** begin Dataset content **
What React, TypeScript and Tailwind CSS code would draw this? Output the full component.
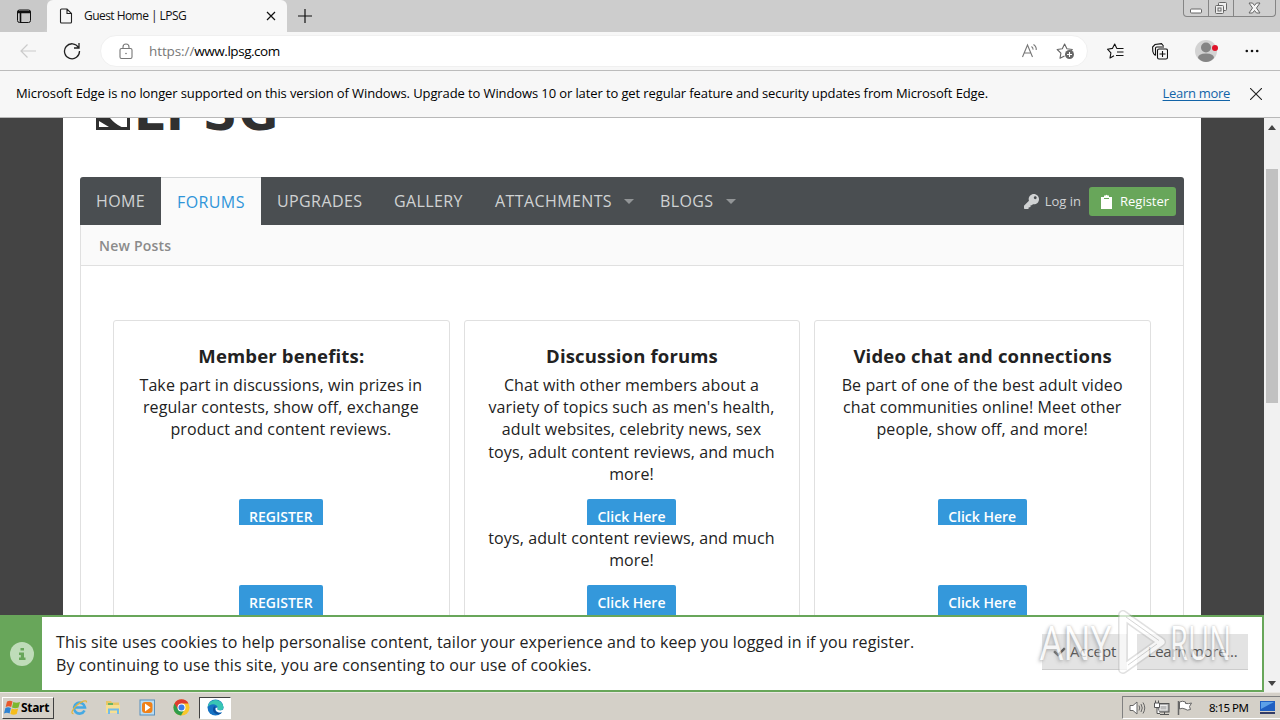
import type { ReactNode } from 'react';
import { FaCheck, FaKey } from 'react-icons/fa';

const cards = [
  {
    title: 'Member benefits:',
    lines: ['Take part in discussions, win prizes in', 'regular contests, show off, exchange', 'product and content reviews.'],
    tail: [],
    button: 'REGISTER',
  },
  {
    title: 'Discussion forums',
    lines: [
      'Chat with other members about a',
      "variety of topics such as men's health,",
      'adult websites, celebrity news, sex',
      'toys, adult content reviews, and much',
      'more!',
    ],
    tail: ['toys, adult content reviews, and much', 'more!'],
    button: 'Click Here',
  },
  {
    title: 'Video chat and connections',
    lines: ['Be part of one of the best adult video', 'chat communities online! Meet other', 'people, show off, and more!'],
    tail: [],
    button: 'Click Here',
  },
];

function TabBar() {
  return (
    <div className="flex h-8 shrink-0 bg-[#cdcdcd]">
      <div className="flex w-[47px] items-center justify-center rounded-br-md bg-[#c9c9c9]">
        <svg width="16" height="16" viewBox="0 0 16 16" fill="none" stroke="#111">
          <rect x="1.5" y="2" width="13" height="12.5" rx="2" />
          <path d="M1.500 3.500h13M2 4.500h12M4.500 5v9.500" strokeWidth="1.600" />
        </svg>
      </div>
      <div className="flex w-60 items-center rounded-t-md bg-[#f7f7f7] pl-3">
        <svg width="14" height="16" viewBox="0 0 14 16" fill="none" stroke="#222" strokeWidth="1.1">
          <path d="M1.500 2a1 1 0 0 1 1-1H8l4.500 4.500V14a1 1 0 0 1-1 1h-9a1 1 0 0 1-1-1zM8 1v4.500h4.500" />
        </svg>
        <span className="ml-[11px] flex-1 whitespace-nowrap text-[12px] tracking-[-0.55px] text-[#111]">Guest Home | LPSG</span>
        <svg className="mr-[11px]" width="10" height="10" viewBox="0 0 10 10" stroke="#111" strokeWidth="1.2">
          <path d="M1 1l8 8M9 1l-8 8" />
        </svg>
      </div>
      <div className="flex w-9 items-center justify-center rounded-bl-md">
        <svg width="16" height="16" viewBox="0 0 16 16" stroke="#111" strokeWidth="1.2">
          <path d="M8 1v14M1 8h14" />
        </svg>
      </div>
      <div className="ml-auto mr-1 flex h-[17px] w-[93px] rounded-b-[4px] border border-t-0 border-[#858585] bg-[#cfcfcf]">
        <div className="flex w-[25px] items-end justify-center border-r border-[#858585] pb-[2px]">
          <svg width="12" height="6" viewBox="0 0 12 6" fill="#fff" stroke="#666">
            <rect x=".5" y="1" width="11" height="4" rx="1" />
          </svg>
        </div>
        <div className="flex w-[25px] items-center justify-center border-r border-[#858585]">
          <svg width="14" height="13" viewBox="0 0 14 13" fill="#eee" stroke="#666">
            <rect x="4.500" y=".5" width="8" height="8" rx="1" />
            <rect x="1.500" y="3.500" width="8" height="8" rx="1" />
            <rect x="4" y="6" width="3" height="3" />
          </svg>
        </div>
        <div className="flex flex-1 items-center justify-center">
          <svg width="13" height="12" viewBox="0 0 13 12" fill="#f4f4f4" stroke="#666">
            <path d="M1 1h3.500l2 2.500 2-2.500H12L8.500 6l3.500 5H8.500l-2-2.500-2 2.500H1l3.500-5z" />
          </svg>
        </div>
      </div>
    </div>
  );
}

function Star({ children }: { children?: ReactNode }) {
  return (
    <svg width="20" height="20" viewBox="0 0 20 20" fill="none" stroke="currentColor" strokeWidth="1.1" strokeLinejoin="round">
      {children}
    </svg>
  );
}

function Toolbar() {
  return (
    <div className="flex h-[39px] shrink-0 items-center border-b border-[#bcbcbc] bg-[#f7f7f7]">
      <svg className="ml-[19px]" width="18" height="16" viewBox="0 0 18 16" fill="none" stroke="#cbcbcb" strokeWidth="1.2">
        <path d="M17 8H2M8.500 1.500L2 8l6.500 6.500" />
      </svg>
      <svg className="ml-[26px]" width="18" height="18" viewBox="0 0 18 18" fill="none" stroke="#222" strokeWidth="1.3">
        <path d="M15.500 5.500A7.500 7.500 0 1 0 16.500 9M16 1v5h-5" />
      </svg>
      <div className="ml-[19px] flex h-8 w-[988px] items-center rounded-full border border-[#f0f0f0] bg-white">
        <svg className="ml-[18px]" width="14" height="17" viewBox="0 0 14 17" fill="none" stroke="#777" strokeWidth="1.1">
          <rect x="1" y="5.500" width="12" height="10" rx="1.500" />
          <path d="M4 5.500V4a3 3 0 0 1 6 0v1.500" />
          <circle cx="7" cy="10.500" r=".8" fill="#777" stroke="none" />
        </svg>
        <span className="ml-4 flex-1 whitespace-nowrap text-[13.500px] tracking-[-0.45px] text-black">
          <span className="tracking-[-0.1px] text-[#777]">https://</span>www.lpsg.com
        </span>
        <svg className="text-[#777]" width="18" height="16" viewBox="0 0 18 16" fill="none" stroke="currentColor" strokeWidth="1.1">
          <path d="M2.500 14L7.500 2l5 12M4.300 10h6.400M11.500 3.500c1.200.8 1.700 2 1.500 3.200M13.500 1.500c2 1.300 3 3.300 2.700 5.500" />
        </svg>
        <div className="ml-[18px] mr-[11px] text-[#666]">
          <Star>
            <path d="M8.500 15L4 17.300l.9-5.200L1.200 8.500l5.100-.8L8.600 3l2.300 4.700 5.400.8-1.600 1.500" />
            <circle cx="13.500" cy="13.500" r="4.500" fill="#666" stroke="none" />
            <path d="M11 13.500h5M13.500 11v5" stroke="#fff" />
          </Star>
        </div>
      </div>
      <div className="ml-[18px] text-[#111]">
        <Star>
          <path d="M8 14.700L4 17l.9-5.200L1.500 8.200l4.900-.8L8.700 3l2 4.200M10.500 7.500h7M11 11h6.500M10 14.500h7.500" />
        </Star>
      </div>
      <svg className="ml-[26px]" width="16" height="17" viewBox="0 0 16 17" fill="none" stroke="#111" strokeWidth="1.1">
        <rect x="5.500" y="6" width="10" height="10" rx="1.500" />
        <path d="M10.500 8v6M7.500 11h6M3.500 12.500C1.500 11 1 10 .8 8.500L.6 4l2.400-2.500 6.500-.8L11.500 3M3.500 12.500V5c0-.8.500-1 1.200-1H12" />
      </svg>
      <svg className="ml-[26px]" width="26" height="24" viewBox="0 0 26 24">
        <circle cx="12" cy="12" r="11" fill="#d3d3d3" />
        <circle cx="12" cy="8.500" r="5" fill="#858585" />
        <path d="M4 19q0-4.500 8-4.500t8 4.500q-3.500 4-8 4t-8-4z" fill="#858585" />
        <circle cx="21" cy="9" r="3" fill="#e0142a" />
      </svg>
      <svg className="ml-[25px]" width="14" height="4" viewBox="0 0 14 4" fill="#111">
        <circle cx="1.800" cy="2" r="1.300" />
        <circle cx="7" cy="2" r="1.300" />
        <circle cx="12.200" cy="2" r="1.300" />
      </svg>
    </div>
  );
}

function SupportNotice() {
  return (
    <div className="flex h-[47px] shrink-0 items-center border-b border-[#b8b8b8] bg-[#f7f7f7] pl-4 pr-[18px] text-[13px] text-black">
      <span className="flex-1 whitespace-nowrap tracking-[-0.108px]">
        Microsoft Edge is no longer supported on this version of Windows. Upgrade to Windows 10 or later to get regular feature and
        security updates from Microsoft Edge.
      </span>
      <a className="tracking-[-0.3px] text-[#1264a8] underline underline-offset-2">Learn more</a>
      <svg className="ml-5" width="12" height="12" viewBox="0 0 12 12" stroke="#222" strokeWidth="1.1">
        <path d="M0 0l12 12M12 0L0 12" />
      </svg>
    </div>
  );
}

function Caret() {
  return (
    <svg className="ml-3" width="10" height="5" viewBox="0 0 10 5" fill="#929597">
      <path d="M0 0h10L5 5z" />
    </svg>
  );
}

function Nav() {
  return (
    <div className="flex h-12 items-center rounded-t-[3px] bg-[#4a4e51] text-[16px] tracking-[0.4px] text-[#d0d2d3]">
      <a className="w-[81px] pl-4">HOME</a>
      <a className="flex h-full w-[100px] items-center border-t border-[#d5d7d8] bg-[#fafafa] pl-4 pt-px text-[#2f95d9]">FORUMS</a>
      <a className="w-[117px] pl-4">UPGRADES</a>
      <a className="w-[101px] pl-4">GALLERY</a>
      <a className="flex w-[165px] items-center pl-4">
        ATTACHMENTS
        <Caret />
      </a>
      <a className="flex items-center pl-4">
        BLOGS
        <Caret />
      </a>
      <div className="ml-auto mr-2 flex items-center pt-px text-[13px] tracking-normal">
        <FaKey className="mr-[6px] h-[15px] w-[15px]" />
        <span className="whitespace-nowrap">Log in</span>
        <a className="ml-2 flex h-[29px] w-[87px] items-center rounded-[3px] bg-[#68a65a] pl-3 text-white">
          <svg className="mr-2" width="11" height="16" viewBox="0 0 11 16" fill="#fff">
            <path d="M0 3h3V1.500h1.500a1.200 1.200 0 0 1 2 0H8V3h3v12H0z" />
            <path d="M3 4.500h5" stroke="#68a65a" />
          </svg>
          Register
        </a>
      </div>
    </div>
  );
}

function Button({ label, className }: { label: string; className: string }) {
  return (
    <div className={`flex shrink-0 justify-center overflow-hidden rounded-t-[2px] bg-[#3498db] text-[14px] font-semibold leading-[36px] text-white ${className}`}>
      {label}
    </div>
  );
}

function Card({ card }: { card: (typeof cards)[number] }) {
  const width = card.button === 'REGISTER' ? 'w-[84px]' : 'w-[89px]';
  return (
    <div className="flex h-[360px] flex-1 flex-col items-center rounded-[3px] border border-[#e0e0e0] pr-px text-[#222]">
      <h3 className="mt-[21px] whitespace-nowrap pl-px text-[18.500px] font-bold leading-7 tracking-[0.16px]">{card.title}</h3>
      <div className="mt-[3.500px] flex h-[125.500px] flex-col items-center whitespace-nowrap text-[16px] leading-[22.360px] tracking-[0.1px]">
        {card.lines.map((line) => (
          <span key={line}>{line}</span>
        ))}
      </div>
      <Button label={card.button} className={`h-[26px] ${width}`} />
      <div className="mt-[2px] flex h-[58px] flex-col items-center whitespace-nowrap text-[16px] leading-[22.360px] tracking-[0.1px]">
        {card.tail.map((line) => (
          <span key={line}>{line}</span>
        ))}
      </div>
      <Button label={card.button} className={`h-9 ${width}`} />
    </div>
  );
}

function Page() {
  return (
    <div className="flex h-[497px] overflow-hidden bg-[#444] pl-[63px]">
      <div className="w-[1138px] bg-white px-[17px]">
        <div className="flex h-[59px] items-start pl-4">
          <svg width="34" height="12" viewBox="0 0 34 12">
            <path d="M0 0h34v12H0z" fill="#303030" />
            <path d="M3 3l10 6H3zM14 0h17v9h-5.500Q19 6 14 0z" fill="#fff" />
          </svg>
          <span className="-mt-[32px] ml-[4px] font-['DejaVu_Sans'] text-[48px] font-bold leading-[54px] tracking-[1.500px] text-[#303030]">LPSG</span>
        </div>
        <Nav />
        <div className="h-[460px] border-x border-[#e0e0e0]">
          <div className="flex h-[41px] items-center border-b border-[#e0e0e0] bg-[#fafafa] pl-[18px] text-[14px] font-semibold tracking-[0.2px] text-[#8b8b8b]">
            New Posts
          </div>
          <div className="flex gap-[14px] pl-8 pr-8 pt-[54px]">
            {cards.map((card) => (
              <Card key={card.title} card={card} />
            ))}
          </div>
        </div>
      </div>
    </div>
  );
}

function Watermark() {
  return (
    <div className="absolute left-[1040px] top-[608px] flex h-[68px] items-center font-['Open_Sans'] text-[47px] font-medium text-white opacity-70 [text-shadow:0_0_3px_#999,-2px_2px_4px_#aaa]">
      <span className="w-[76px] origin-left scale-x-[0.78]">ANY</span>
      <svg width="54" height="68" viewBox="0 0 54 68" fill="none" strokeLinejoin="round">
        <path d="M7 7v54l38-27z" stroke="#b5b5b5" strokeWidth="10" opacity=".6" />
        <path d="M7 7v54l38-27z" stroke="#fff" strokeWidth="7" />
        <path d="M10 9l33 23.500M12 57l29-21" stroke="#c4c4c4" />
      </svg>
      <span className="origin-left scale-x-[0.62]">RUN</span>
    </div>
  );
}

function CookieNotice() {
  return (
    <div className="flex h-[77px] border-2 border-l-0 border-[#68a65a] bg-white">
      <div className="flex w-[42px] items-center justify-center bg-[#68a65a] pl-[2px]">
        <svg width="24" height="24" viewBox="0 0 24 24">
          <circle cx="12" cy="12" r="12" fill="#bfdcb9" />
          <path d="M10.500 6h3.500v2.500h-3.500zM9 10.500h5v5h1.500V18H9v-2.500h1.800V13H9z" fill="#68a65a" />
        </svg>
      </div>
      <div className="ml-[14px] flex-1 whitespace-nowrap pt-[14px] text-[16px] leading-[23px] tracking-[0.111px] text-[#222]">
        This site uses cookies to help personalise content, tailor your experience and to keep you logged in if you register.
        <br />
        By continuing to use this site, you are consenting to our use of cookies.
      </div>
      <div className="mr-[14px] mt-[17px] flex gap-[10px] text-[15px] text-[#555]">
        <a className="flex h-[36px] w-[85px] items-center border-b border-[#ccc] bg-[#e3e3e3] pl-[11px] tracking-[-0.1px]">
          <FaCheck className="mr-1 h-[12px] w-[13px]" />
          Accept
        </a>
        <a className="flex h-[36px] w-[111px] items-center justify-center border-b border-[#ccc] bg-[#e3e3e3] tracking-[-0.25px]">Learn more...</a>
      </div>
    </div>
  );
}

function Scrollbar() {
  return (
    <div className="flex w-4 flex-col items-center bg-[#f1f1f1]">
      <svg className="mt-[7px]" width="8" height="5" viewBox="0 0 8 5" fill="#444">
        <path d="M0 5l4-5 4 5z" />
      </svg>
      <div className="mt-[39px] h-[234px] w-3 bg-[#c1c1c1]" />
      <svg className="mb-[6px] mt-auto" width="8" height="5" viewBox="0 0 8 5" fill="#444">
        <path d="M0 0h8L4 5z" />
      </svg>
    </div>
  );
}

function WindowsFlag() {
  return (
    <svg width="17" height="16" viewBox="0 0 17 16">
      <path d="M3 1.500q3-1.500 5.500 0L7.200 7Q4.500 5.500 1.700 7z" fill="#e8582b" />
      <path d="M9.300 2q3 1.500 6.700 0L14.500 7.500q-3 1.500-6.500 0z" fill="#7cb82f" />
      <path d="M1.400 8Q4 6.600 6.900 8L5.600 13.500Q3 12 0 13.500z" fill="#2f83d2" />
      <path d="M7.700 8.500q3 1.500 6.500 0L12.700 14q-3 1.500-6.300 0z" fill="#f6bd1b" />
    </svg>
  );
}

function Taskbar() {
  return (
    <div className="flex h-7 shrink-0 items-center border-t border-[#e9e7e2] bg-[#d4d0c8] pl-[2px] pt-[2px]">
      <div className="flex h-[22px] w-[52px] items-center border border-b-[#404040] border-l-white border-r-[#404040] border-t-white pl-px">
        <WindowsFlag />
        <span className="font-['Noto_Sans'] text-[12px] font-bold tracking-[-0.3px] text-black">Start</span>
      </div>
      <svg className="ml-[17px]" width="17" height="17" viewBox="0 0 17 17" fill="none">
        <path d="M13.500 11.500A5.500 5.500 0 1 1 14 8.500H4" stroke="#45a9e3" strokeWidth="2.600" />
        <path d="M2.500 14.500C-1 15 2 9.500 6 6S16 0 15.500 3.500" stroke="#e3b53d" strokeWidth="1.300" />
      </svg>
      <svg className="ml-[17px]" width="17" height="17" viewBox="0 0 17 17">
        <path d="M1 2h5l1 1.500h7V13H1z" fill="#e8c765" />
        <path d="M3 4h5v4H3z" fill="#68b466" />
        <path d="M1 6h14v8H1z" fill="#f7df91" />
        <path d="M4 15v-4.500h9V15" stroke="#73bce8" strokeWidth="2" fill="none" />
      </svg>
      <svg className="ml-[17px]" width="17" height="17" viewBox="0 0 17 17">
        <rect x="1" y="1" width="14.500" height="15" fill="#b9dcf3" stroke="#5990bd" />
        <rect x="3" y="3" width="10.500" height="11" rx="3" fill="#f08118" />
        <path d="M6 4.500L11.500 8.500 6 12.500z" fill="#fff" />
      </svg>
      <svg className="ml-[17px]" width="17" height="17" viewBox="0 0 17 17">
        <circle cx="8.500" cy="8.500" r="8" fill="#f9c72b" />
        <path d="M8.500 8.500L1.500 4.500A8 8 0 0 0 8 16.500l3.500-6z" fill="#2e9d4c" />
        <path d="M1.500 4.500a8 8 0 0 1 14 0h-7l-3.400 6z" fill="#de3b2f" />
        <circle cx="8.500" cy="8.500" r="4" fill="#fff" />
        <circle cx="8.500" cy="8.500" r="3" fill="#3b7de8" />
      </svg>
      <div className="ml-[9px] flex h-[22px] w-[32px] items-center justify-center border border-b-white border-l-[#404040] border-r-white border-t-[#404040] bg-white">
        <svg width="17" height="17" viewBox="0 0 17 17">
          <circle cx="8.500" cy="8.500" r="8" fill="#1572c4" />
          <path d="M.6 8A8 8 0 0 1 16.500 8c.3 3-3 4-5.500 3.200-1.300-.4-.3-1.200-.3-2.500C10.500 5 4 3.500.6 8z" fill="#38c6b4" />
          <path d="M7 7.500c-2.500 3.500 0 8 5 7.700l2.500-1.200c-3 .3-6-1-6.500-3.500-.2-1.300.5-2 .5-3z" fill="#0c4e9b" />
          <path d="M10.700 8.500c-.2 1.300-1 1.800.3 2.500 2 .9 4.500.4 5.400-.7v2.500l-3 .8c-3.500 0-5.500-2.500-4.700-4.700z" fill="#fff" />
        </svg>
      </div>
      <div className="ml-auto flex h-[23px] w-[158px] items-center border border-b-white border-l-[#808080] border-r-0 border-t-[#808080] pl-[6px]">
        <svg width="17" height="16" viewBox="0 0 17 16" fill="#fff" stroke="#666">
          <path d="M1 5.500h3L8 2v12l-4-3.500H1z" />
          <path d="M10 5.500q1.500 2.500 0 5M12 4q2.500 4 0 8M14 2.500q3.500 5.500 0 11" fill="none" />
        </svg>
        <svg className="ml-[7px]" width="17" height="16" viewBox="0 0 17 16" fill="#fff" stroke="#555">
          <rect x="5" y="3.500" width="11" height="8.500" fill="#aaa" />
          <rect x="7" y="5.500" width="7" height="4.500" fill="#bbb" stroke="#eee" />
          <path d="M7 14.500h9M11.500 12v2M1.500 3h5v4.500h-5zM2.500.5V3M5.500.5V3M4 7.500v6h3" />
        </svg>
        <svg className="ml-[7px]" width="17" height="16" viewBox="0 0 17 16" fill="#fff" stroke="#666">
          <path d="M2.500 2q3-1.500 6 0v1.500q3 .5 6-.5l-2 3.500 1 3q-3.500 1.500-5.500-.5-3-1.500-5.500 0z" />
          <path d="M1.500 1v14" strokeWidth="1.500" />
        </svg>
        <span className="ml-[15px] w-[51px] whitespace-nowrap font-['Noto_Sans'] text-[11.500px] tracking-[-0.55px] text-black">8:15 PM</span>
        <svg width="15" height="13" viewBox="0 0 15 13">
          <rect x="0" y="0" width="15" height="10" fill="#1e5fc2" />
          <path d="M1 1h13L1 8z" fill="#5ba0e8" />
          <path d="M0 11h15v2H0z" fill="#333c66" />
        </svg>
      </div>
    </div>
  );
}

export default function App() {
  return (
    <div className="relative flex h-[720px] w-[1280px] flex-col overflow-hidden font-['Open_Sans',sans-serif]">
      <TabBar />
      <Toolbar />
      <SupportNotice />
      <div className="flex h-[574px] shrink-0">
        <div className="w-[1264px]">
          <Page />
          <CookieNotice />
        </div>
        <Scrollbar />
      </div>
      <Taskbar />
      <Watermark />
    </div>
  );
}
** end Dataset content **
■ What is needed:
From the data above, copy out every line with the string "full" in it.

■ Solution to the problem:
What React, TypeScript and Tailwind CSS code would draw this? Output the full component.
      <div className="ml-[19px] flex h-8 w-[988px] items-center rounded-full border border-[#f0f0f0] bg-white">
      <a className="flex h-full w-[100px] items-center border-t border-[#d5d7d8] bg-[#fafafa] pl-4 pt-px text-[#2f95d9]">FORUMS</a>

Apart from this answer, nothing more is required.